The writer David N. Alderman, writing for the Red Room site, gave Battle Royale a score of 4½ out of 5 stars, stating that the "story itself is brilliant. Touted as being extremely controversial, especially for the time it was released, the book opens up all sorts of doors to conversations and thoughts about psychology, murder, survival, love, loyalty, and moral ground." While noting that those who "cringe at slash and hack" should "steer away from this" since "it is a bit gory," he states that it is "definitely worth the read" and concludes that it has "touches of romance, and definitely some great moral themes to spark off in-depth conversations with others." Complete review gave the novel a B rating, describing it as "a perfectly fine thriller, with a fun premise, quite well drawn-out." In The Journal of the Lincoln Heights Literary Society, Tom Good praises the novel, concluding that, as "a pulp-fiction horror tale, Battle Royale delivers plenty of thrills, action, suspense and fun." On the Barnes & Noble site, the novel holds an average user rating of 5 out of 5 stars.
Since its release, the novel and its film adaptation have had an influence on later works.
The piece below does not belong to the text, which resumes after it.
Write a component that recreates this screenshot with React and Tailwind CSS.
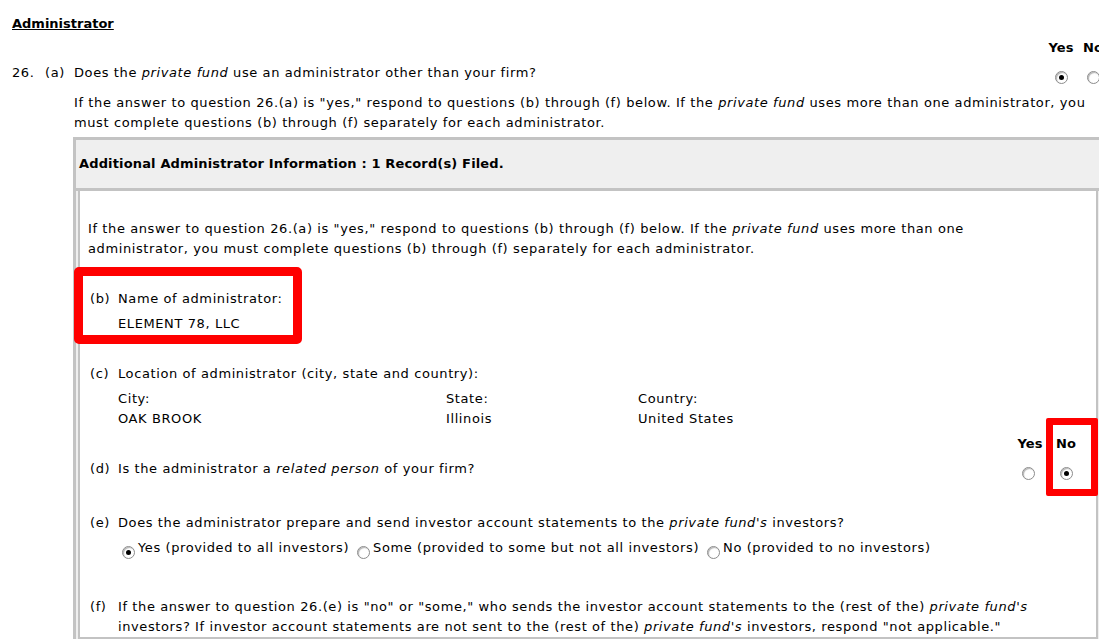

These include filmmakers such as Quentin Tarantino, most notably his Kill Bill films; the character Gogo Yubari, played by Chiaki Kuriyama, is similar to the character she plays in the Battle Royale film, Takako Chigusa. V.A. Musetto of the New York Post also compared it to The Condemned, which the critic called "a bad rip-off" of Battle Royale as well as The Most Dangerous Game. Critics have also noted the influence of Battle Royale on other later works, such as the 2008 film Kill Theory, and the 2009 film The Tournament, and have noted similarities with the novel and film franchise The Hunger Games. Battle Royale has also been compared to the manga, anime and film franchise Gantz, and the 2007 video game The World Ends with You.
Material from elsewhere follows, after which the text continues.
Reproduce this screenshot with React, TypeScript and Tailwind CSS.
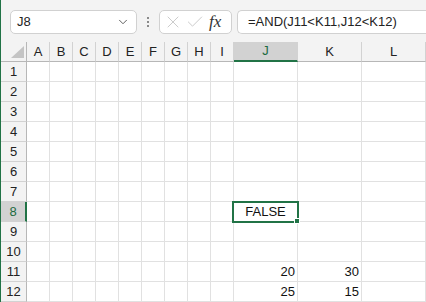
import { Check, ChevronDown, X } from "lucide-react";

const cols = ["A", "B", "C", "D", "E", "F", "G", "H", "I", "J", "K", "L"];
const widths: Record<string, string> = { J: "w-[64px]", K: "w-[64px]", L: "w-[64px]" };
const values: Record<string, string> = { J11: "20", K11: "30", J12: "25", K12: "15" };

function Toolbar() {
  return (
    <div className="flex h-[42px] items-start pt-[10px] pl-[9px]">
      <div className="flex h-[24px] w-[127px] items-center justify-between rounded-[5px] border border-[#d1d1d1] bg-white pl-[6px] pr-[6px] text-[13px] text-[#222]">
        <span>J8</span>
        <ChevronDown size={14} strokeWidth={1.6} className="text-[#555]" />
      </div>
      <div className="flex h-[24px] w-[22px] flex-col items-center justify-center gap-[2px]">
        <span className="h-[2px] w-[2px] bg-[#8a8a8a]" />
        <span className="h-[2px] w-[2px] bg-[#8a8a8a]" />
        <span className="h-[2px] w-[2px] bg-[#8a8a8a]" />
      </div>
      <div className="flex h-[24px] w-[73px] items-center rounded-[5px] border border-[#d1d1d1] bg-white pl-[3px]">
        <X size={20} strokeWidth={1} className="text-[#c2c2c2]" />
        <Check size={20} strokeWidth={1} className="ml-[2px] text-[#c2c2c2]" />
        <span className="ml-[4px] font-['Liberation_Serif',serif] text-[17px] italic text-[#333]">fx</span>
      </div>
      <div className="ml-[5px] flex h-[24px] flex-1 items-center rounded-l-[5px] border border-r-0 border-[#d1d1d1] bg-white pl-[10px] text-[13px] text-[#222]">
        =AND(J11&lt;K11,J12&lt;K12)
      </div>
    </div>
  );
}

function HeaderRow() {
  return (
    <div className="flex h-[20px]">
      <div className="flex h-[20px] w-[26px] shrink-0 items-end justify-end border-r border-b border-[#b7b7b7] pr-[2px] pb-[3px]">
        <svg width="13" height="12" viewBox="0 0 13 12">
          <polygon points="13,0 13,12 0,12" fill="#c4c4c4" />
        </svg>
      </div>
      {cols.map((c) => (
        <div
          key={c}
          className={`flex h-[20px] shrink-0 items-center justify-center border-r border-[#d2d2d2] ${widths[c] ?? "w-[23px]"} ${
            c === "J" ? "border-b-2 border-b-[#217346] bg-[#d2d2d2] text-[#1d6b40]" : "border-b border-b-[#b7b7b7] text-[#222]"
          }`}
        >
          {c}
        </div>
      ))}
    </div>
  );
}

function Row({ n }: { n: number }) {
  const selected = n === 8;
  return (
    <div className="flex h-[20px]">
      <div
        className={`flex h-[20px] w-[26px] shrink-0 items-center justify-center border-b border-b-[#d2d2d2] ${
          selected ? "border-r-2 border-r-[#217346] bg-[#d2d2d2] text-[#1d6b40]" : "border-r border-r-[#b7b7b7] bg-[#f3f3f3] text-[#222]"
        }`}
      >
        {n}
      </div>
      {cols.map((c) => (
        <div
          key={c}
          className={`relative flex h-[20px] shrink-0 items-center justify-end border-r border-b border-[#e1e1e1] bg-white pr-[2px] text-[#111] ${widths[c] ?? "w-[23px]"}`}
        >
          {values[`${c}${n}`]}
          {selected && c === "J" && (
            <>
              <div className="absolute -top-[1px] -left-[2px] z-10 flex h-[22px] w-[67px] items-center justify-center border-2 border-[#217346] text-[#111]">
                FALSE
              </div>
              <div className="absolute -right-[3px] -bottom-[3px] z-20 h-[6px] w-[6px] border border-white bg-[#217346]" />
            </>
          )}
        </div>
      ))}
    </div>
  );
}

export default function App() {
  return (
    <div className="h-[302px] w-[426px] overflow-hidden border-l border-[#217346] bg-[#f3f3f3] font-['Liberation_Sans',Arial,sans-serif] text-[13px]">
      <Toolbar />
      <HeaderRow />
      {Array.from({ length: 12 }, (_, i) => (
        <Row key={i} n={i + 1} />
      ))}
    </div>
  );
}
The 2008 American young adult novel The Hunger Games by Suzanne Collins has been accused of being strikingly similar to Battle Royale in terms of the basic plot premise and the world within the book. While Collins maintains that she "had never heard of that book until her book was turned in", Susan Dominus of The New York Times reports that "the parallels are striking enough that Collins's work has been savaged on the blogosphere as a baldfaced ripoff," but argued that "there are enough possible sources for the plot line that the two authors might well have hit on the same basic setup independently." The general consensus in the time since has been one of amicable controversy, especially since the release of the The Hunger Games film adaptation. Battle Royale author Takami said he appreciated fans "standing up" for his book, but stated that he thinks "every novel has something to offer," and that if "readers find value in either book, that's all an author can ask for."
In Marvel Comics, the 2012 release of Avengers Arena, as part of the Marvel NOW! imprint, introducing the plot similar to the film itself, as also the comic's first issue covers bears homage to the film as the main characters posed in the same manner as the film's poster, including the comic's main logo bearing a similar design as the film's logo.